The job is to become trusted with more.
Higher Pay Can Hide a Harder Market
A rising salary scale can make the legal market look easier than it is.
But higher compensation does not mean every associate has more security.
In some ways, the opposite may be true.
The more expensive associates become, the more firms will ask whether they are worth the investment.
The more AI changes workflow, the more firms will ask what junior lawyers should be doing.
The more clients question fees, the more firms will ask whether associates are delivering value.
The more competitive the market becomes, the more firms will reward lawyers who can justify their place.
Higher pay is good news.
But it is not a guarantee.
The Final Lesson
BigLaw is paying more.
But it is also expecting more.
That is the tradeoff.
Associates who understand this will treat higher compensation as an opportunity to build real career value.
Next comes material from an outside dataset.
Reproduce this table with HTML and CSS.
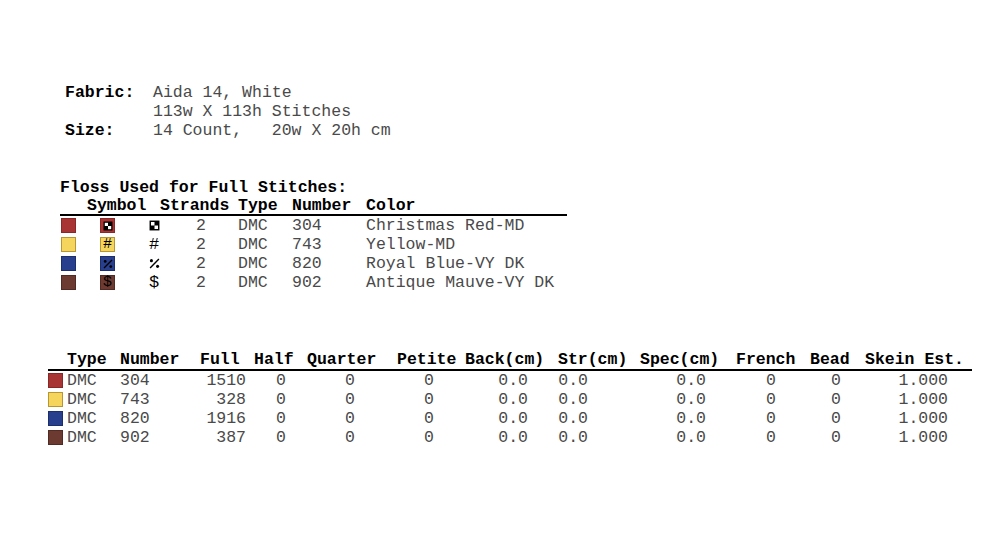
FILE: index.html
```html
<!DOCTYPE html>
<html>
<head>
<meta charset="utf-8">
<link rel="stylesheet" href="styles.css">
</head>
<body>
<div class="page">
  <div class="fabric">
    <div class="lbl">Fabric:</div><div class="val">Aida 14, White</div>
    <div class="lbl"></div><div class="val">113w X 113h Stitches</div>
    <div class="lbl">Size:</div><div class="val">14 Count,   20w X 20h cm</div>
  </div>

  <div class="floss">
    <div class="title">Floss Used for Full Stitches:</div>
    <div class="frow fhead">
      <div></div><div>Symbol</div><div>Strands</div><div>Type</div><div>Number</div><div>Color</div>
    </div>
    <div class="frow">
      <div><span class="sw red"></span></div>
      <div class="symcell">
        <span class="sbox red"><svg class="ico" viewBox="0 0 10 10"><rect x="0.5" y="0.5" width="9" height="9" fill="#000"/><rect x="1.8" y="1.8" width="3.2" height="3.2" fill="#fff"/><rect x="5" y="5" width="3.2" height="3.2" fill="#fff"/></svg></span>
        <span class="glyph"><svg class="ico" viewBox="0 0 10 10"><rect x="0.5" y="0.5" width="9" height="9" fill="#000"/><rect x="1.8" y="1.8" width="3.2" height="3.2" fill="#fff"/><rect x="5" y="5" width="3.2" height="3.2" fill="#fff"/></svg></span>
      </div>
      <div class="strands">2</div><div>DMC</div><div>304</div><div>Christmas Red-MD</div>
    </div>
    <div class="frow">
      <div><span class="sw yel"></span></div>
      <div class="symcell">
        <span class="sbox yel"><span class="tsym">#</span></span>
        <span class="glyph"><span class="tsym">#</span></span>
      </div>
      <div class="strands">2</div><div>DMC</div><div>743</div><div>Yellow-MD</div>
    </div>
    <div class="frow">
      <div><span class="sw blu"></span></div>
      <div class="symcell">
        <span class="sbox blu"><svg class="ico" viewBox="0 0 10 10"><line x1="1" y1="9" x2="9" y2="1" stroke="#000" stroke-width="1.3"/><circle cx="2.2" cy="2.4" r="1.4" fill="#000"/><circle cx="7.8" cy="7.6" r="1.4" fill="#000"/></svg></span>
        <span class="glyph"><svg class="ico" viewBox="0 0 10 10"><line x1="1" y1="9" x2="9" y2="1" stroke="#000" stroke-width="1.3"/><circle cx="2.2" cy="2.4" r="1.4" fill="#000"/><circle cx="7.8" cy="7.6" r="1.4" fill="#000"/></svg></span>
      </div>
      <div class="strands">2</div><div>DMC</div><div>820</div><div>Royal Blue-VY DK</div>
    </div>
    <div class="frow">
      <div><span class="sw mau"></span></div>
      <div class="symcell">
        <span class="sbox mau"><span class="tsym">$</span></span>
        <span class="glyph"><span class="tsym">$</span></span>
      </div>
      <div class="strands">2</div><div>DMC</div><div>902</div><div>Antique Mauve-VY DK</div>
    </div>
  </div>

  <div class="usage">
    <div class="urow uhead">
      <div></div><div>Type</div><div>Number</div><div>Full</div><div>Half</div><div>Quarter</div><div>Petite</div><div>Back(cm)</div><div>Str(cm)</div><div>Spec(cm)</div><div>French</div><div>Bead</div><div>Skein Est.</div>
    </div>
    <div class="urow">
      <div><span class="sw red"></span></div><div>DMC</div><div>304</div><div class="c-full">1510</div><div class="c-half">0</div><div class="c-quar">0</div><div class="c-pet">0</div><div class="c-back">0.0</div><div class="c-str">0.0</div><div class="c-spec">0.0</div><div class="c-fr">0</div><div class="c-bead">0</div><div class="c-sk">1.000</div>
    </div>
    <div class="urow">
      <div><span class="sw yel"></span></div><div>DMC</div><div>743</div><div class="c-full">328</div><div class="c-half">0</div><div class="c-quar">0</div><div class="c-pet">0</div><div class="c-back">0.0</div><div class="c-str">0.0</div><div class="c-spec">0.0</div><div class="c-fr">0</div><div class="c-bead">0</div><div class="c-sk">1.000</div>
    </div>
    <div class="urow">
      <div><span class="sw blu"></span></div><div>DMC</div><div>820</div><div class="c-full">1916</div><div class="c-half">0</div><div class="c-quar">0</div><div class="c-pet">0</div><div class="c-back">0.0</div><div class="c-str">0.0</div><div class="c-spec">0.0</div><div class="c-fr">0</div><div class="c-bead">0</div><div class="c-sk">1.000</div>
    </div>
    <div class="urow">
      <div><span class="sw mau"></span></div><div>DMC</div><div>902</div><div class="c-full">387</div><div class="c-half">0</div><div class="c-quar">0</div><div class="c-pet">0</div><div class="c-back">0.0</div><div class="c-str">0.0</div><div class="c-spec">0.0</div><div class="c-fr">0</div><div class="c-bead">0</div><div class="c-sk">1.000</div>
    </div>
  </div>
</div>
</body>
</html>
```

FILE: styles.css
```css
html, body {
  margin: 0;
  padding: 0;
  background: #fff;
}
body {
  font-family: "Liberation Mono", "Courier New", monospace;
  font-size: 16.5px;
  line-height: 19px;
  color: #4a4a4a;
}
.page {
  padding-top: 83px;
}

/* Fabric block */
.fabric {
  margin-left: 65px;
  display: grid;
  grid-template-columns: 88px auto;
}
.fabric .lbl {
  font-weight: bold;
  color: #000;
}
.fabric .val {
  white-space: pre;
}

/* Floss table */
.floss {
  margin-top: 38px;
  margin-left: 60px;
  width: 507px;
}
.title {
  font-weight: bold;
  color: #000;
}
.frow {
  display: grid;
  grid-template-columns: 27px 73px 78px 54px 74px 201px;
  height: 19px;
  align-items: center;
}
.fhead {
  height: 17px;
  line-height: 17px;
  font-weight: bold;
  color: #000;
  border-bottom: 2px solid #000;
}
.frow > div {
  display: flex;
  align-items: center;
  white-space: pre;
}
.frow .sw {
  margin-left: 1px;
}
.symcell {
  height: 19px;
}
.sbox {
  margin-left: 13px;
  width: 15px;
  height: 15px;
  box-sizing: border-box;
  display: flex;
  align-items: center;
  justify-content: center;
}
.sbox .ico {
  width: 10px;
  height: 10px;
}
.sbox .tsym {
  font-size: 15px;
  line-height: 13px;
  color: #000;
}
.glyph {
  margin-left: 33px;
  width: 12px;
  height: 19px;
  display: flex;
  align-items: center;
  justify-content: center;
}
.glyph .ico {
  width: 11px;
  height: 11px;
}
.glyph .tsym {
  color: #000;
  font-size: 17px;
}
.strands {
  padding-left: 36px;
}

/* Swatches */
.sw {
  display: inline-block;
  width: 15px;
  height: 15px;
  box-sizing: border-box;
}
.red { background: #a93434; border: 1px solid #8a2828; }
.yel { background: #f5d55b; border: 1px solid #b99634; }
.blu { background: #283f8d; border: 1px solid #1c2e6b; }
.mau { background: #6d3a32; border: 1px solid #512a24; }

/* Usage table */
.usage {
  margin-top: 59px;
  margin-left: 48px;
  width: 924px;
}
.urow {
  display: grid;
  grid-template-columns: 19px 53px 80px 54px 53px 90px 68px 93px 82px 96px 74px 55px 107px;
  height: 19px;
  align-items: center;
}
.urow > div {
  white-space: pre;
}
.urow .sw {
  display: block;
}
.uhead {
  height: 18px;
  line-height: 18px;
  font-weight: bold;
  color: #000;
  border-bottom: 2px solid #000;
}
.c-full, .c-half, .c-quar, .c-pet, .c-back, .c-str,
.c-spec, .c-fr, .c-bead, .c-sk {
  text-align: right;
}
.c-full { padding-right: 8px; }
.c-half { padding-right: 21px; }
.c-quar { padding-right: 42px; }
.c-pet  { padding-right: 31px; }
.c-back { padding-right: 30px; }
.c-str  { padding-right: 52px; }
.c-spec { padding-right: 30px; }
.c-fr   { padding-right: 34px; }
.c-bead { padding-right: 24px; }
.c-sk   { padding-right: 24px; }
```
They will develop judgment, client awareness, technical skill, and marketable experience. They will use technology carefully. They will learn how firms make money and how clients define value.
Associates who misunderstand this may assume that a higher salary proves they have already won.
It does not.
It only raises the stakes.
In BigLaw, money is not just compensation.
It is expectation.
And the lawyers who understand that will be much better prepared for the market ahead.